AVAILABLE DATA —
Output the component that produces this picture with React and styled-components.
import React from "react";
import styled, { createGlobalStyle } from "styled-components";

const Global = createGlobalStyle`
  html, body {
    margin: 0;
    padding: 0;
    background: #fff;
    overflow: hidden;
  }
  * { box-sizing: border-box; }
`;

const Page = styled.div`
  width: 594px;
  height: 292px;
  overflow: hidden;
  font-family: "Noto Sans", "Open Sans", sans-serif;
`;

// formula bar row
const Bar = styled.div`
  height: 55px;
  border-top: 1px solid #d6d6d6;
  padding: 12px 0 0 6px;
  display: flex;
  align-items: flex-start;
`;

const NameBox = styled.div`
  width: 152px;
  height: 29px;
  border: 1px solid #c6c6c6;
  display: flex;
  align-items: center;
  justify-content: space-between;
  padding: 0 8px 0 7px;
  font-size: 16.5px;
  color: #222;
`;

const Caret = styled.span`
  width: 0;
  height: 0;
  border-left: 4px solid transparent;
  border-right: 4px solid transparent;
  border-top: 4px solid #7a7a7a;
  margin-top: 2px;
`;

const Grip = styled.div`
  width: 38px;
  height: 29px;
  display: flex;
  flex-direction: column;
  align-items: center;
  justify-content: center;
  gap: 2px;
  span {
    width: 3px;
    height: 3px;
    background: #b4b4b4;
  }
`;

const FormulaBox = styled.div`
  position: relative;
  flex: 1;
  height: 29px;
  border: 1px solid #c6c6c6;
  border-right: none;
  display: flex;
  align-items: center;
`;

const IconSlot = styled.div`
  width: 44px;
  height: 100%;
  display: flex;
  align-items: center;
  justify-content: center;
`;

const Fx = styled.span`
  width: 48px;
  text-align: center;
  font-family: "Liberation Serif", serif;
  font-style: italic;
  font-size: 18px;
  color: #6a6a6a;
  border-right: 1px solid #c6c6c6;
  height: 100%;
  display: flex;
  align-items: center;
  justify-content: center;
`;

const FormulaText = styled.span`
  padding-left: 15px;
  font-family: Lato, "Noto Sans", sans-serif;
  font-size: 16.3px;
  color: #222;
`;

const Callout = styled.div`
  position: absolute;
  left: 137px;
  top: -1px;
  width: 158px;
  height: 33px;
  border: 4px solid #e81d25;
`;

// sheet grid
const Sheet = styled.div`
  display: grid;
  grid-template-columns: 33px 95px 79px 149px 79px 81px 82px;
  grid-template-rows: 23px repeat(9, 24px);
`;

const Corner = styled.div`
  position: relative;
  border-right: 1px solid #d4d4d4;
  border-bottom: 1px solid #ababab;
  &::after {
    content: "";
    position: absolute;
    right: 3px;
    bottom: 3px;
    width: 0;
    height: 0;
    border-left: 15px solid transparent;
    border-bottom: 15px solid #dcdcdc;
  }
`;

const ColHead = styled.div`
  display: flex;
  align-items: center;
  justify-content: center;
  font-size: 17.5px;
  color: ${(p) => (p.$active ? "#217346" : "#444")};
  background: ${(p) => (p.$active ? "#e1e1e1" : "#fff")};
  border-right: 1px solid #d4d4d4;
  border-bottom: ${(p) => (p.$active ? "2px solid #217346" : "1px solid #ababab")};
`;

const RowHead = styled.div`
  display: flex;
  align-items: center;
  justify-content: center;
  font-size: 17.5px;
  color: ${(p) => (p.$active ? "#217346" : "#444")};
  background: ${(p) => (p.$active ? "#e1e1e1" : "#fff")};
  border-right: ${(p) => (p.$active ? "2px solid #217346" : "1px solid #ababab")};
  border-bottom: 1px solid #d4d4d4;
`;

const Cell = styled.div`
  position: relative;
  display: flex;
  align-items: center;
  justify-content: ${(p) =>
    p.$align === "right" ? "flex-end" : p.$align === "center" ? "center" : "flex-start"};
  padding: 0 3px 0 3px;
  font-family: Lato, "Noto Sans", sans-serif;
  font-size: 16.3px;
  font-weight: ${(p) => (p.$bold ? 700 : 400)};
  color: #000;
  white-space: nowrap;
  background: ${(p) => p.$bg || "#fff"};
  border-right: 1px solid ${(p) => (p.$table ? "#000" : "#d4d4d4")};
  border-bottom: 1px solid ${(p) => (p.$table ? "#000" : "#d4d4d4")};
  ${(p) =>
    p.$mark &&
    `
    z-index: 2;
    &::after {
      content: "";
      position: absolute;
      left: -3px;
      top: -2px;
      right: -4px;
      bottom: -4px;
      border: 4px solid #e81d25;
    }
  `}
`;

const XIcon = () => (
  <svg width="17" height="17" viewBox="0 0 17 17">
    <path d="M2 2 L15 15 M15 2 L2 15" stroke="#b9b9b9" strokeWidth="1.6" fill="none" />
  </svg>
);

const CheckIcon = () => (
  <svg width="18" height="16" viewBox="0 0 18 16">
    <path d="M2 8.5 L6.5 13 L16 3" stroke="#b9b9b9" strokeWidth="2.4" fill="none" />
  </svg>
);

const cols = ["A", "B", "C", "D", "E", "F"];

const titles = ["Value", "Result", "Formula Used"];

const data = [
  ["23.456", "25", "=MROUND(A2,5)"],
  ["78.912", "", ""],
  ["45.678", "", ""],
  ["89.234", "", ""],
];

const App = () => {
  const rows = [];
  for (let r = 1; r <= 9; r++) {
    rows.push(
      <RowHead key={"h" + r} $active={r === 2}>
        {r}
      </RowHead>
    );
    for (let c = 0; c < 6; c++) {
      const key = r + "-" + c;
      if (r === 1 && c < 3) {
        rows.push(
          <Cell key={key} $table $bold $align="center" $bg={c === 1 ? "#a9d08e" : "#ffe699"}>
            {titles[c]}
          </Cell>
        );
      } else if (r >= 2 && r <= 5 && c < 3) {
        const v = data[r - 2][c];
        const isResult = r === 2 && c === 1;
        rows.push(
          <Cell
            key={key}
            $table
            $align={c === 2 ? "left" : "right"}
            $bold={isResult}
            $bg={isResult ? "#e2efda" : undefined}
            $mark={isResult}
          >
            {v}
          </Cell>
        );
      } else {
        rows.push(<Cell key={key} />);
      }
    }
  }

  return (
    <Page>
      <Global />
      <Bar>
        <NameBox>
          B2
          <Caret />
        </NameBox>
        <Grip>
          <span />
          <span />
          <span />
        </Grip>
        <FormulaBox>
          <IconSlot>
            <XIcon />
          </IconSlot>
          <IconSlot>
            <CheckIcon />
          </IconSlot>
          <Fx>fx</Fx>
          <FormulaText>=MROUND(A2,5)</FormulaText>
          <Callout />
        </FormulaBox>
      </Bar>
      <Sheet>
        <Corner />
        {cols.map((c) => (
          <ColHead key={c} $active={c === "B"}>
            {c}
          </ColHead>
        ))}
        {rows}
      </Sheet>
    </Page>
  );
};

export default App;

TASK BRIEF — Write out the full listing, keeping every line exactly as it is.

FINISHED TASK —
Output the component that produces this picture with React and styled-components.
import React from "react";
import styled, { createGlobalStyle } from "styled-components";

const Global = createGlobalStyle`
  html, body {
    margin: 0;
    padding: 0;
    background: #fff;
    overflow: hidden;
  }
  * { box-sizing: border-box; }
`;

const Page = styled.div`
  width: 594px;
  height: 292px;
  overflow: hidden;
  font-family: "Noto Sans", "Open Sans", sans-serif;
`;

// formula bar row
const Bar = styled.div`
  height: 55px;
  border-top: 1px solid #d6d6d6;
  padding: 12px 0 0 6px;
  display: flex;
  align-items: flex-start;
`;

const NameBox = styled.div`
  width: 152px;
  height: 29px;
  border: 1px solid #c6c6c6;
  display: flex;
  align-items: center;
  justify-content: space-between;
  padding: 0 8px 0 7px;
  font-size: 16.5px;
  color: #222;
`;

const Caret = styled.span`
  width: 0;
  height: 0;
  border-left: 4px solid transparent;
  border-right: 4px solid transparent;
  border-top: 4px solid #7a7a7a;
  margin-top: 2px;
`;

const Grip = styled.div`
  width: 38px;
  height: 29px;
  display: flex;
  flex-direction: column;
  align-items: center;
  justify-content: center;
  gap: 2px;
  span {
    width: 3px;
    height: 3px;
    background: #b4b4b4;
  }
`;

const FormulaBox = styled.div`
  position: relative;
  flex: 1;
  height: 29px;
  border: 1px solid #c6c6c6;
  border-right: none;
  display: flex;
  align-items: center;
`;

const IconSlot = styled.div`
  width: 44px;
  height: 100%;
  display: flex;
  align-items: center;
  justify-content: center;
`;

const Fx = styled.span`
  width: 48px;
  text-align: center;
  font-family: "Liberation Serif", serif;
  font-style: italic;
  font-size: 18px;
  color: #6a6a6a;
  border-right: 1px solid #c6c6c6;
  height: 100%;
  display: flex;
  align-items: center;
  justify-content: center;
`;

const FormulaText = styled.span`
  padding-left: 15px;
  font-family: Lato, "Noto Sans", sans-serif;
  font-size: 16.3px;
  color: #222;
`;

const Callout = styled.div`
  position: absolute;
  left: 137px;
  top: -1px;
  width: 158px;
  height: 33px;
  border: 4px solid #e81d25;
`;

// sheet grid
const Sheet = styled.div`
  display: grid;
  grid-template-columns: 33px 95px 79px 149px 79px 81px 82px;
  grid-template-rows: 23px repeat(9, 24px);
`;

const Corner = styled.div`
  position: relative;
  border-right: 1px solid #d4d4d4;
  border-bottom: 1px solid #ababab;
  &::after {
    content: "";
    position: absolute;
    right: 3px;
    bottom: 3px;
    width: 0;
    height: 0;
    border-left: 15px solid transparent;
    border-bottom: 15px solid #dcdcdc;
  }
`;

const ColHead = styled.div`
  display: flex;
  align-items: center;
  justify-content: center;
  font-size: 17.5px;
  color: ${(p) => (p.$active ? "#217346" : "#444")};
  background: ${(p) => (p.$active ? "#e1e1e1" : "#fff")};
  border-right: 1px solid #d4d4d4;
  border-bottom: ${(p) => (p.$active ? "2px solid #217346" : "1px solid #ababab")};
`;

const RowHead = styled.div`
  display: flex;
  align-items: center;
  justify-content: center;
  font-size: 17.5px;
  color: ${(p) => (p.$active ? "#217346" : "#444")};
  background: ${(p) => (p.$active ? "#e1e1e1" : "#fff")};
  border-right: ${(p) => (p.$active ? "2px solid #217346" : "1px solid #ababab")};
  border-bottom: 1px solid #d4d4d4;
`;

const Cell = styled.div`
  position: relative;
  display: flex;
  align-items: center;
  justify-content: ${(p) =>
    p.$align === "right" ? "flex-end" : p.$align === "center" ? "center" : "flex-start"};
  padding: 0 3px 0 3px;
  font-family: Lato, "Noto Sans", sans-serif;
  font-size: 16.3px;
  font-weight: ${(p) => (p.$bold ? 700 : 400)};
  color: #000;
  white-space: nowrap;
  background: ${(p) => p.$bg || "#fff"};
  border-right: 1px solid ${(p) => (p.$table ? "#000" : "#d4d4d4")};
  border-bottom: 1px solid ${(p) => (p.$table ? "#000" : "#d4d4d4")};
  ${(p) =>
    p.$mark &&
    `
    z-index: 2;
    &::after {
      content: "";
      position: absolute;
      left: -3px;
      top: -2px;
      right: -4px;
      bottom: -4px;
      border: 4px solid #e81d25;
    }
  `}
`;

const XIcon = () => (
  <svg width="17" height="17" viewBox="0 0 17 17">
    <path d="M2 2 L15 15 M15 2 L2 15" stroke="#b9b9b9" strokeWidth="1.6" fill="none" />
  </svg>
);

const CheckIcon = () => (
  <svg width="18" height="16" viewBox="0 0 18 16">
    <path d="M2 8.5 L6.5 13 L16 3" stroke="#b9b9b9" strokeWidth="2.4" fill="none" />
  </svg>
);

const cols = ["A", "B", "C", "D", "E", "F"];

const titles = ["Value", "Result", "Formula Used"];

const data = [
  ["23.456", "25", "=MROUND(A2,5)"],
  ["78.912", "", ""],
  ["45.678", "", ""],
  ["89.234", "", ""],
];

const App = () => {
  const rows = [];
  for (let r = 1; r <= 9; r++) {
    rows.push(
      <RowHead key={"h" + r} $active={r === 2}>
        {r}
      </RowHead>
    );
    for (let c = 0; c < 6; c++) {
      const key = r + "-" + c;
      if (r === 1 && c < 3) {
        rows.push(
          <Cell key={key} $table $bold $align="center" $bg={c === 1 ? "#a9d08e" : "#ffe699"}>
            {titles[c]}
          </Cell>
        );
      } else if (r >= 2 && r <= 5 && c < 3) {
        const v = data[r - 2][c];
        const isResult = r === 2 && c === 1;
        rows.push(
          <Cell
            key={key}
            $table
            $align={c === 2 ? "left" : "right"}
            $bold={isResult}
            $bg={isResult ? "#e2efda" : undefined}
            $mark={isResult}
          >
            {v}
          </Cell>
        );
      } else {
        rows.push(<Cell key={key} />);
      }
    }
  }

  return (
    <Page>
      <Global />
      <Bar>
        <NameBox>
          B2
          <Caret />
        </NameBox>
        <Grip>
          <span />
          <span />
          <span />
        </Grip>
        <FormulaBox>
          <IconSlot>
            <XIcon />
          </IconSlot>
          <IconSlot>
            <CheckIcon />
          </IconSlot>
          <Fx>fx</Fx>
          <FormulaText>=MROUND(A2,5)</FormulaText>
          <Callout />
        </FormulaBox>
      </Bar>
      <Sheet>
        <Corner />
        {cols.map((c) => (
          <ColHead key={c} $active={c === "B"}>
            {c}
          </ColHead>
        ))}
        {rows}
      </Sheet>
    </Page>
  );
};

export default App;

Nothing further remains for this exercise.